In the accounts relating to the African trade, we find this melancholy truth farther asserted by some of the principal directors in the different factories; particularly A. Brue says,[A] "That the Europeans were far from desiring to act as peace-makers amongst the Negroes; which would be acting contrary to their interest, since the greater the wars, the more slaves were procured," And William Bosman also remarks,[B] "That one of the former commanders gave large sums of money to the Negroes of one nation, to induce them to attack some of the neighbouring nations, which occasioned a battle which was more bloody than the wars of the Negroes usually are." This is confirmed by J. Barbot, who says, "That the country of D'Elmina, which was formerly very powerful and populous, was in his time so much drained of its inhabitants by the intestine wars fomented amongst the Negroes by the Dutch, that there did not remain inhabitants enough to till the country."
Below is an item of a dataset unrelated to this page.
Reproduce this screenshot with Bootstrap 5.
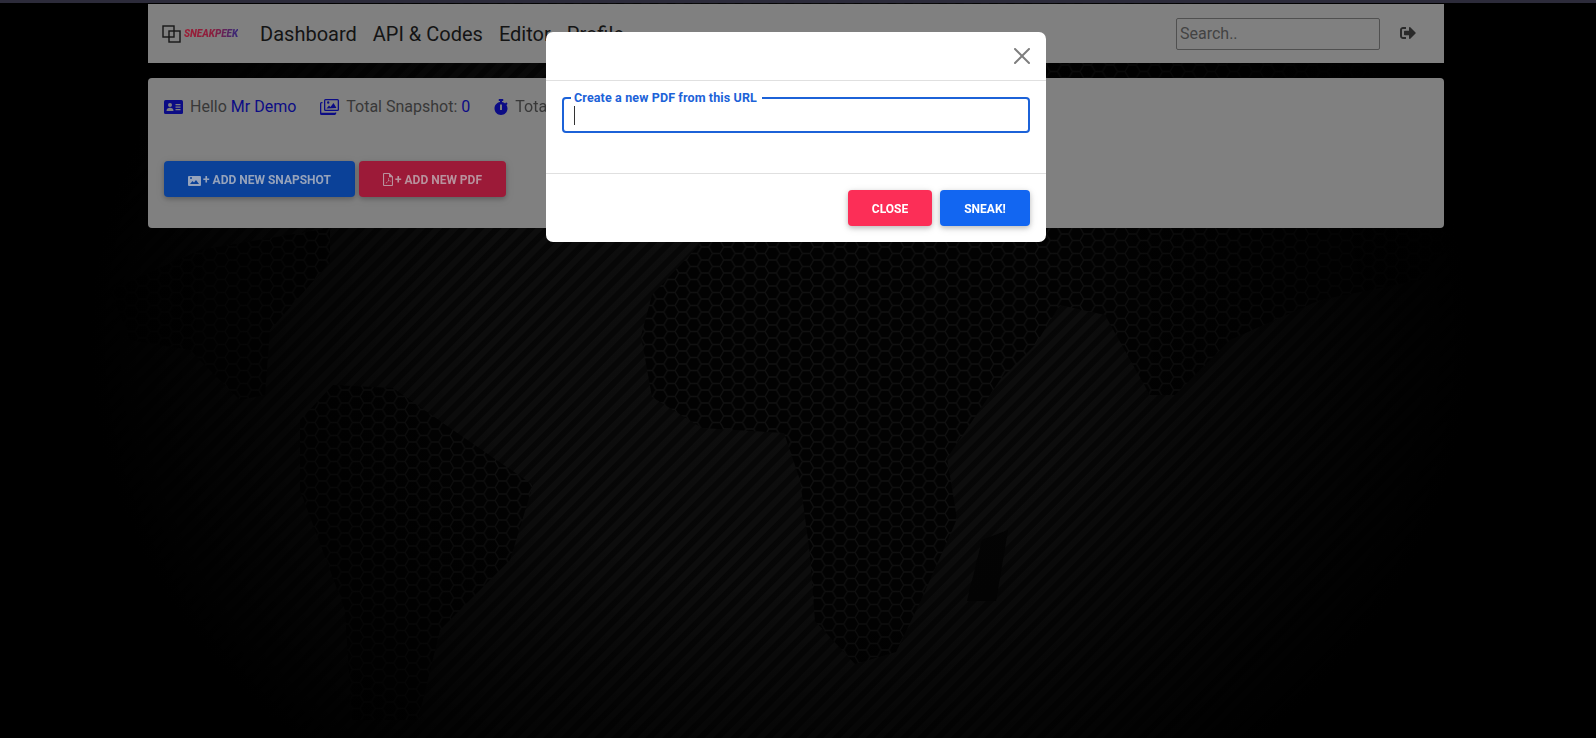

[A]: Collection, vol. 2, page 98.
[B]: Bosman, page 31.
CHAP. VI.
The conduct of the Europeans and Africans compared. Slavery more tolerable amongst the antients than in our colonies. As christianity prevailed amongst the barbarous nations, the inconsistency of slavery became more apparent. The charters of manumission, granted in the early times of christianity, founded on an apprehension of duty to God. The antient Britons, and other European nations, in their original state, no less barbarous than the Negroes. Slaves in Guinea used with much greater lenity than the Negroes are in the colonies.—Note. How the slaves are treated in Algiers, as also in Turkey.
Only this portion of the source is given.